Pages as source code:
━━━━

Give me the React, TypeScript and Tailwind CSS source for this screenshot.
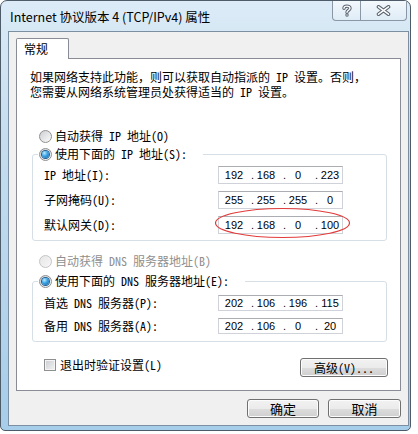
import React from 'react'

const cjk = "font-['Noto_Sans_Mono_CJK_SC','Noto_Sans_CJK_SC',sans-serif]"
const winBtn =
  'rounded-[3px] border border-[#707070] bg-[linear-gradient(180deg,#f2f2f2_0%,#ebebeb_50%,#dddddd_51%,#cfcfcf_100%)] shadow-[inset_0_0_0_1px_#fcfcfc] flex items-center justify-center'

function Radio({ checked, disabled }: { checked?: boolean; disabled?: boolean }) {
  return (
    <span
      className={
        disabled
          ? 'w-[13px] h-[13px] rounded-full border border-[#c5c5c5] bg-[linear-gradient(135deg,#e6e6e6,#f7f7f7)] flex items-center justify-center'
          : 'w-[13px] h-[13px] rounded-full border border-[#8e8f8f] bg-[linear-gradient(135deg,#cdd0d4,#fbfbfb)] flex items-center justify-center'
      }
    >
      {checked && (
        <span className="w-[7px] h-[7px] rounded-full bg-[radial-gradient(circle_at_35%_30%,#b8ecff_0%,#3aa2e4_45%,#0d5ea8_100%)] shadow-[0_0_0_1px_#1b5f96]" />
      )}
    </span>
  )
}

function IpBox({ parts, tall }: { parts: string[]; tall?: boolean }) {
  return (
    <div
      className={`flex items-center w-[125px] ${tall ? 'h-[18px]' : 'h-[16px]'} border border-[#cfd3d9] border-t-[#abadb3] bg-white pl-[3px] font-['Liberation_Sans',sans-serif] text-[11px] text-black`}
    >
      {parts.map((p, i) => (
        <React.Fragment key={i}>
          {i > 0 && <span className="w-[8px] text-right">.</span>}
          <span className="w-[24px] text-center">{p}</span>
        </React.Fragment>
      ))}
    </div>
  )
}

function Field({ label, parts, tall }: { label: string; parts: string[]; tall?: boolean }) {
  return (
    <div className="flex items-center pl-[11px]">
      <span className="w-[174px] leading-[16px]">{label}</span>
      <IpBox parts={parts} tall={tall} />
    </div>
  )
}

function GroupLegend({ text }: { text: string }) {
  return (
    <legend className="ml-[5px] bg-white">
      <div className="flex items-center gap-[3px] h-[16px] pl-[1px] pr-[16px]">
        <Radio checked />
        <span>{text}</span>
      </div>
    </legend>
  )
}

export default function App() {
  return (
    <div className={`relative w-[418px] h-[434px] bg-white text-[12px] text-black ${cjk}`}>
      <div className="w-[411px] h-[431px] flex flex-col rounded-t-[7px] rounded-b-[5px] border border-[#4e5b69] bg-[linear-gradient(180deg,#dcebf7_0%,#c6deef_30%,#b5d4ec_70%,#a6cdea_100%)]">
        {/* title bar */}
        <div className="h-[30px] flex items-start justify-between">
          <div className="pl-[9px] pt-[8px] text-[12.5px] leading-[16px] font-['Noto_Sans_CJK_SC',sans-serif]">
            Internet 协议版本 4 (TCP/IPv4) 属性
          </div>
          <div className="mr-[3px] flex h-[20px] rounded-b-[4px] border border-t-0 border-[#8a97a5] bg-[linear-gradient(180deg,#f3f8fc,#dfecf6)] overflow-hidden">
            <div className="w-[28px] flex items-center justify-center border-r border-[#8a97a5]">
              <svg width="10" height="13" viewBox="0 0 10 13">
                <path d="M2 4.2 C2 1.5 8 1.3 8 4.2 C8 6.2 5 6.3 5 8.3" fill="none" stroke="#5b6470" strokeWidth="3.4" strokeLinecap="round" />
                <circle cx="5" cy="11" r="1.7" fill="#5b6470" />
                <path d="M2 4.2 C2 1.5 8 1.3 8 4.2 C8 6.2 5 6.3 5 8.3" fill="none" stroke="#ffffff" strokeWidth="1.4" strokeLinecap="round" />
                <circle cx="5" cy="11" r="0.7" fill="#ffffff" />
              </svg>
            </div>
            <div className="w-[45px] flex items-center justify-center">
              <svg width="15" height="11" viewBox="0 0 15 11">
                <path d="M2.5 1.8 L12.5 9.2 M12.5 1.8 L2.5 9.2" stroke="#5b6470" strokeWidth="3.6" strokeLinecap="round" />
                <path d="M2.5 1.8 L12.5 9.2 M12.5 1.8 L2.5 9.2" stroke="#ffffff" strokeWidth="1.5" strokeLinecap="round" />
              </svg>
            </div>
          </div>
        </div>

        {/* client area */}
        <div className="ml-[7px] w-[401px] h-[395px] border border-[#7c8ea2] bg-[#f0f0f0] pl-[7px] pt-[6px]">
          <div className="relative -mb-px w-[53px] h-[21px] border border-b-0 border-[#898c95] bg-white rounded-t-[2px] flex items-center pl-[7px] text-[12px] font-['Noto_Sans_CJK_SC',sans-serif]">
            常规
          </div>
          <div className="w-[385px] h-[333px] border border-[#898c95] bg-white flex flex-col">
            <div className="mt-[10px] ml-[13px] leading-[15px]">
              <div>如果网络支持此功能，则可以获取自动指派的 IP 设置。否则，</div>
              <div>您需要从网络系统管理员处获得适当的 IP 设置。</div>
            </div>

            <div className="mt-[29px] ml-[22px] flex items-center gap-[3px] h-[16px]">
              <Radio />
              <span>自动获得 IP 地址(O)</span>
            </div>

            <fieldset className="mt-[2px] ml-[15px] w-[355px] rounded-[3px] border border-[#d5dfe5] pb-[6px]">
              <GroupLegend text="使用下面的 IP 地址(S):" />
              <div className="mt-[4px] flex flex-col gap-[7px]">
                <Field label="IP 地址(I):" parts={['192', '168', '0', '223']} tall />
                <Field label="子网掩码(U):" parts={['255', '255', '255', '0']} tall />
                <Field label="默认网关(D):" parts={['192', '168', '0', '100']} tall />
              </div>
            </fieldset>

            <div className="mt-[12px] ml-[22px] flex items-center gap-[3px] h-[16px] text-[#8f8f8f]">
              <Radio disabled />
              <span>自动获得 DNS 服务器地址(B)</span>
            </div>

            <fieldset className="mt-[4px] ml-[15px] w-[355px] rounded-[3px] border border-[#d5dfe5] pb-[7px]">
              <GroupLegend text="使用下面的 DNS 服务器地址(E):" />
              <div className="mt-[6px] flex flex-col gap-[7px]">
                <Field label="首选 DNS 服务器(P):" parts={['202', '106', '196', '115']} />
                <Field label="备用 DNS 服务器(A):" parts={['202', '106', '0', '20']} />
              </div>
            </fieldset>

            <div className="mt-[14px] ml-[27px] mr-[12px] flex items-start justify-between">
              <div className="flex items-center gap-[4px] h-[18px]">
                <span className="w-[12px] h-[12px] border border-[#8e8f8f] bg-[linear-gradient(135deg,#c9ccd1,#f4f4f4)] shadow-[inset_0_0_0_1px_#f4f4f4]" />
                <span>退出时验证设置(L)</span>
              </div>
              <button className={`mt-[2px] w-[88px] h-[19px] ${winBtn}`}>高级(V)...</button>
            </div>
          </div>

          <div className="mt-[8px] w-[385px] flex justify-end gap-[9px]">
            <button className={`w-[72px] h-[19px] text-[13px] font-['Noto_Sans_CJK_SC',sans-serif] ${winBtn}`}>确定</button>
            <button className={`w-[73px] h-[19px] text-[13px] font-['Noto_Sans_CJK_SC',sans-serif] ${winBtn}`}>取消</button>
          </div>
        </div>
      </div>

      {/* red annotation ellipse */}
      <svg className="absolute left-[214px] top-[207px]" width="137" height="32" viewBox="0 0 137 32">
        <ellipse cx="68.5" cy="16" rx="67" ry="14.5" fill="none" stroke="#e23b3b" strokeWidth="1.2" />
      </svg>
    </div>
  )
}
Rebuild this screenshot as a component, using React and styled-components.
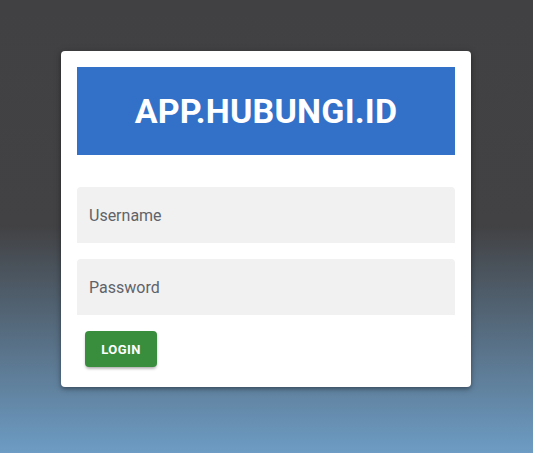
import React from 'react';
import styled, { createGlobalStyle } from 'styled-components';

const GlobalStyle = createGlobalStyle`
  html, body {
    margin: 0;
    padding: 0;
    height: 100%;
  }
  body {
    font-family: Roboto, "Liberation Sans", sans-serif;
  }
  #root {
    min-height: 100%;
  }
`;

const Page = styled.div`
  min-height: 453px;
  height: 100vh;
  box-sizing: border-box;
  background: linear-gradient(to bottom, #414143 0%, #424244 50%, #6d9cc4 100%);
  display: flex;
  justify-content: center;
  align-items: flex-start;
  padding: 51px 1px 0 0;
`;

const Card = styled.form`
  width: 410px;
  box-sizing: border-box;
  background: #fff;
  border-radius: 4px;
  padding: 16px 16px 20px;
  box-shadow: 0 2px 4px rgba(0, 0, 0, 0.35), 0 1px 10px rgba(0, 0, 0, 0.12);
  display: flex;
  flex-direction: column;
`;

const Banner = styled.div`
  height: 88px;
  background: #3370c8;
  display: flex;
  align-items: center;
  justify-content: center;
  margin-bottom: 32px;
`;

const Title = styled.h1`
  margin: 0;
  color: #fff;
  font-family: Roboto, "Liberation Sans", sans-serif;
  font-weight: 700;
  font-size: 34px;
  letter-spacing: 0.2px;
`;

const Field = styled.input`
  height: 56px;
  box-sizing: border-box;
  border: none;
  outline: none;
  border-radius: 4px 4px 0 0;
  background: #f1f1f1;
  padding: 0 12px;
  margin-bottom: 16px;
  font-family: Roboto, "Liberation Sans", sans-serif;
  font-size: 16px;
  color: #333;

  &::placeholder {
    color: #5f6369;
    opacity: 1;
  }
`;

const LoginButton = styled.button`
  align-self: flex-start;
  margin-left: 8px;
  width: 72px;
  height: 36px;
  border: none;
  border-radius: 4px;
  background: #388e3c;
  color: #fff;
  font-family: Roboto, "Liberation Sans", sans-serif;
  font-weight: 700;
  font-size: 13px;
  letter-spacing: 0.4px;
  box-shadow: 0 3px 3px -2px rgba(0, 0, 0, 0.2), 0 2px 3px rgba(0, 0, 0, 0.18);
  cursor: pointer;
`;

export default function App() {
  return (
    <>
      <GlobalStyle />
      <Page>
        <Card onSubmit={(e) => e.preventDefault()}>
          <Banner>
            <Title>APP.HUBUNGI.ID</Title>
          </Banner>
          <Field type="text" placeholder="Username" />
          <Field type="password" placeholder="Password" />
          <LoginButton type="submit">LOGIN</LoginButton>
        </Card>
      </Page>
    </>
  );
}
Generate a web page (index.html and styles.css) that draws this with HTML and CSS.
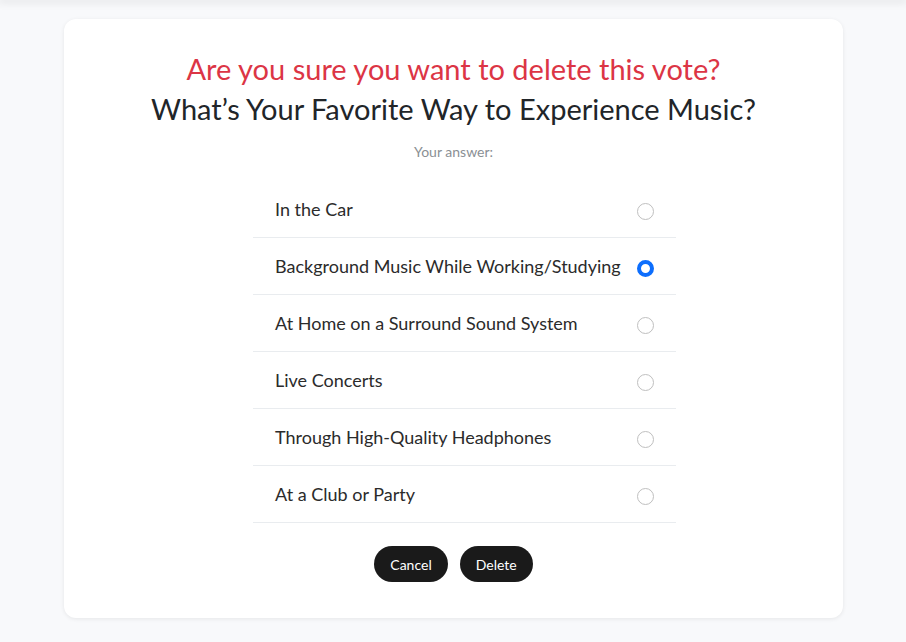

━━━━

EXERCISE AIM —
Restate word for word only the lines from where the entries begin through the one with "shadow-[inset_0_0_0_1px_#fcfcfc] flex items-center"; omit the pictures.

OUTPUT OF THE EXERCISE —
Give me the React, TypeScript and Tailwind CSS source for this screenshot.
import React from 'react'

const cjk = "font-['Noto_Sans_Mono_CJK_SC','Noto_Sans_CJK_SC',sans-serif]"
const winBtn =
  'rounded-[3px] border border-[#707070] bg-[linear-gradient(180deg,#f2f2f2_0%,#ebebeb_50%,#dddddd_51%,#cfcfcf_100%)] shadow-[inset_0_0_0_1px_#fcfcfc] flex items-center justify-center'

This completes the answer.